**PROBLEM REQUIREMENTS**: Using the listing below, please gather every line containing the word "styles".

**PROVIDED MATERIAL**:
— begin —
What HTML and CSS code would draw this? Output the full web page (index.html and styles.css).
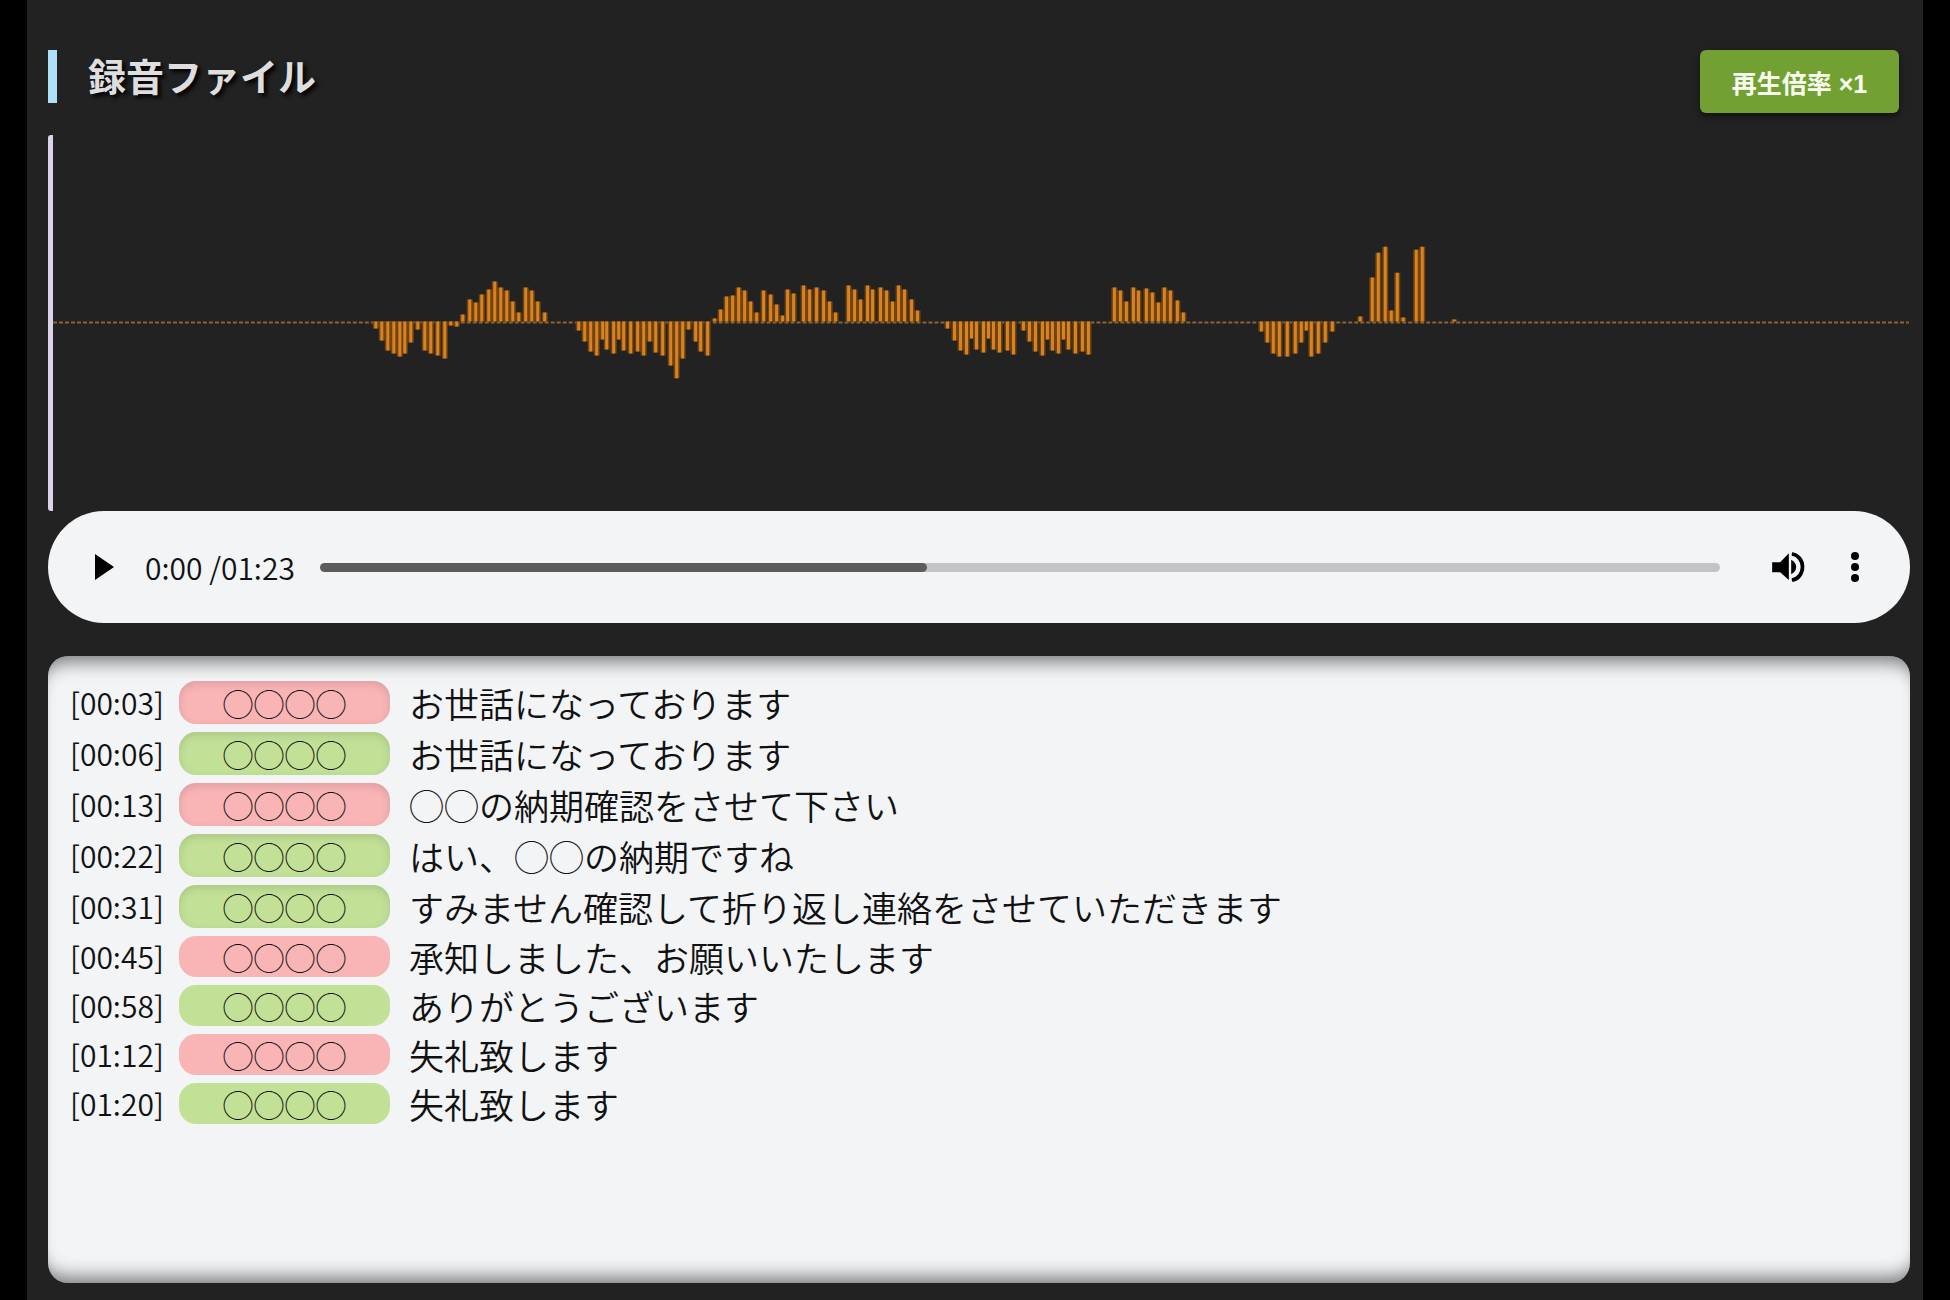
FILE: index.html
```html
<!DOCTYPE html>
<html lang="ja">
<head>
  <meta charset="UTF-8">
  <meta name="viewport" content="width=device-width, initial-scale=1.0">
  <title>録音ファイル</title>
  <link rel="stylesheet" href="styles.css">
</head>
<body>

<main class="container">
  <header class="header">
    <h1 class="title">録音ファイル</h1>
    <button type="button" class="btn-speed">再生倍率 ×1</button>
  </header>

  <div class="waveform">
    <svg id="waveSvg" viewBox="1 1 1863 377" preserveAspectRatio="none" role="img" aria-label="波形">
      <path class="wave-base" d="M6 189H1863"/>
      <path class="wave-shade" id="waveShade"/>
      <path class="wave-bars" id="waveBars"/>
    </svg>
  </div>

  <div class="player">
    <button type="button" class="icon-btn play" aria-label="再生">
      <svg width="19" height="26" viewBox="0 0 19 26"><path d="M0 0L19 13L0 26z"/></svg>
    </button>
    <span class="time">0:00 /01:23</span>
    <input type="range" class="seek" min="0" max="100" value="43" aria-label="再生位置">
    <button type="button" class="icon-btn volume" aria-label="音量">
      <svg width="33" height="30" viewBox="0 0 98 90">
        <path d="M0 31h24L50 4v80L24 61H0z"/>
        <path d="M57 23q15 8 15 22t-15 22z"/>
        <path class="wave-arc" d="M59 6C78 8 91 25 91 45S78 82 59 84"/>
      </svg>
    </button>
    <button type="button" class="icon-btn" aria-label="メニュー">
      <svg width="8" height="30" viewBox="0 0 8 30"><circle cx="4" cy="4" r="4"/><circle cx="4" cy="15" r="4"/><circle cx="4" cy="26" r="4"/></svg>
    </button>
  </div>

  <ol class="transcript">
    <li class="row"><time>[00:03]</time><span class="badge pink inset">◯◯◯◯</span><p>お世話になっております</p></li>
    <li class="row"><time>[00:06]</time><span class="badge green inset">◯◯◯◯</span><p>お世話になっております</p></li>
    <li class="row"><time>[00:13]</time><span class="badge pink inset">◯◯◯◯</span><p>◯◯の納期確認をさせて下さい</p></li>
    <li class="row"><time>[00:22]</time><span class="badge green inset">◯◯◯◯</span><p>はい、◯◯の納期ですね</p></li>
    <li class="row"><time>[00:31]</time><span class="badge green inset">◯◯◯◯</span><p>すみません確認して折り返し連絡をさせていただきます</p></li>
    <li class="row"><time>[00:45]</time><span class="badge pink">◯◯◯◯</span><p>承知しました、お願いいたします</p></li>
    <li class="row"><time>[00:58]</time><span class="badge green">◯◯◯◯</span><p>ありがとうございます</p></li>
    <li class="row"><time>[01:12]</time><span class="badge pink">◯◯◯◯</span><p>失礼致します</p></li>
    <li class="row"><time>[01:20]</time><span class="badge green">◯◯◯◯</span><p>失礼致します</p></li>
  </ol>
</main>

<script src="script.js"></script>
</body>
</html>
```
FILE: styles.css
```css
/* 全体 */
* {
  box-sizing: border-box;
}

body {
  margin: 0;
  background: #000;
  font-family: "Noto Sans CJK JP", sans-serif;
  color: #111;
}

.container {
  display: flex;
  flex-direction: column;
  min-height: 100vh;
  margin: 0 27px;
  padding: 50px 13px 17px 21px;
  background: #222;
}

/* ヘッダー */
.header {
  display: flex;
  justify-content: space-between;
  align-items: flex-start;
  height: 85px;
  padding-right: 11px;
}

.title {
  margin: 0;
  padding: 0 0 4px 31px;
  border-left: 9px solid #aee0f8;
  font-size: 38px;
  font-weight: 700;
  line-height: 49px;
  color: #dedede;
  text-shadow: 3px 3px 4px #000;
}

.btn-speed {
  width: 199px;
  height: 63px;
  border: none;
  border-radius: 6px;
  background: #73a033;
  box-shadow: 0 3px 6px rgba(0, 0, 0, 0.5);
  color: #f8fff0;
  font-family: "Liberation Sans", "Noto Sans CJK JP", sans-serif;
  font-size: 25px;
  font-weight: 700;
  cursor: pointer;
}

/* 波形 */
.waveform {
  height: 376px;
  border-left: 5px solid #dcd3ea;
  border-radius: 3px;
}

.waveform svg {
  display: block;
  width: calc(100% + 5px);
  height: 100%;
  margin-left: -5px;
}

.waveform path {
  fill: none;
}

.wave-base {
  stroke: #8f6234;
  stroke-width: 2;
  stroke-dasharray: 4 2;
}

.wave-shade {
  stroke: #704410;
  stroke-width: 6;
}

.wave-bars {
  stroke: #d88222;
  stroke-width: 3;
}

/* プレーヤー */
.player {
  display: flex;
  align-items: center;
  height: 112px;
  padding: 0 51px 0 47px;
  border-radius: 56px;
  background: #f2f4f6;
}

.icon-btn {
  display: flex;
  padding: 0;
  border: none;
  background: none;
  cursor: pointer;
}

.play {
  margin-right: 31px;
}

.time {
  width: 175px;
  font-size: 30px;
  font-weight: 350;
}

.seek {
  flex: 1;
  min-width: 0;
  height: 9px;
  margin: 0;
  border-radius: 5px;
  background: linear-gradient(to right, #5c5c5c 43%, #c3c4c5 43%);
  appearance: none;
}

.seek::-webkit-slider-thumb {
  width: 9px;
  height: 9px;
  border-radius: 50%;
  background: #5c5c5c;
  appearance: none;
}

.volume {
  margin: 0 46px 0 52px;
}

.wave-arc {
  fill: none;
  stroke: #000;
  stroke-width: 11;
}

/* 文字起こし */
.transcript {
  display: flex;
  flex: 1;
  flex-direction: column;
  gap: 8px;
  margin: 33px 0 0;
  padding: 25px 22px;
  border-radius: 20px;
  background: #f2f4f6;
  box-shadow:
    inset 0 20px 18px -14px rgba(0, 0, 0, 0.5),
    inset 0 -20px 18px -14px rgba(0, 0, 0, 0.5);
  list-style: none;
}

.row {
  display: grid;
  grid-template-columns: 90px 211px 1fr;
  align-items: center;
  gap: 19px;
}

.row time {
  font-size: 30px;
  font-weight: 350;
  line-height: 41px;
}

.row p {
  margin: 0;
  font-size: 35px;
  font-weight: 350;
  line-height: 41px;
}

.badge {
  border-radius: 17px;
  font-size: 31px;
  font-weight: 350;
  line-height: 41px;
  text-align: center;
}

.pink {
  background: #f9b4b6;
}

.green {
  background: #c2e197;
}

.inset {
  padding: 1px 0;
  box-shadow: inset 0 3px 8px rgba(0, 0, 0, 0.12);
}
```
FILE: script.js
```javascript
// 波形データ [x, 高さ] (正: 上向き, 負: 下向き)
const bars = [
  [329, -7], [335, -19], [341, -29], [347, -32], [353, -35], [358, -32], [364, -21], [371, -8],
  [378, -29], [384, -32], [391, -34], [398, -37], [404, -4], [410, -5],
  [416, 7], [423, 22], [429, 19], [435, 27], [442, 32], [448, 40], [454, 34], [460, 31],
  [466, 20], [472, 9], [479, 34], [485, 31], [491, 20], [498, 9],
  [532, -9], [538, -20], [544, -30], [550, -34], [556, -18], [560, -28], [567, -32], [572, -18],
  [577, -29], [584, -32], [591, -30], [597, -34], [603, -20], [609, -31], [616, -34], [624, -44],
  [630, -57], [636, -37], [642, -8], [649, -20], [654, -30], [661, -34],
  [668, 3], [674, 12], [680, 25], [686, 26], [692, 34], [698, 31], [704, 20], [710, 9],
  [717, 31], [724, 27], [730, 17], [736, 6], [741, 32], [747, 28], [757, 36], [763, 32],
  [770, 34], [777, 31], [783, 20], [789, 9],
  [802, 36], [808, 32], [814, 22], [821, 36], [826, 32], [834, 34], [840, 31], [846, 20],
  [852, 36], [858, 32], [865, 22], [871, 11],
  [901, -7], [908, -19], [914, -29], [920, -33], [925, -17], [930, -28], [937, -31], [942, -17],
  [947, -28], [953, -31], [961, -29], [967, -33],
  [977, -9], [983, -20], [989, -30], [996, -34], [1001, -18], [1006, -29], [1012, -32],
  [1017, -18], [1022, -28], [1029, -32], [1036, -30], [1042, -33],
  [1068, 34], [1074, 31], [1080, 20], [1087, 34], [1092, 31], [1100, 33], [1106, 29], [1112, 19],
  [1118, 34], [1124, 31], [1131, 21], [1137, 9],
  [1215, -10], [1221, -21], [1227, -32], [1233, -35], [1241, -35], [1249, -32], [1255, -21],
  [1260, -9], [1265, -35], [1272, -32], [1279, -21], [1286, -10],
  [1314, 5], [1326, 44], [1332, 69], [1339, 75], [1345, 11], [1351, 49], [1357, 4],
  [1370, 72], [1376, 75], [1408, 2]
];

const d = bars.map(([x, h]) => `M${x} 188V${188 - h}`).join('');
document.getElementById('waveShade').setAttribute('d', d);
document.getElementById('waveBars').setAttribute('d', d);
```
— end —
**WORKED SOLUTION**:
What HTML and CSS code would draw this? Output the full web page (index.html and styles.css).
  <link rel="stylesheet" href="styles.css">
FILE: styles.css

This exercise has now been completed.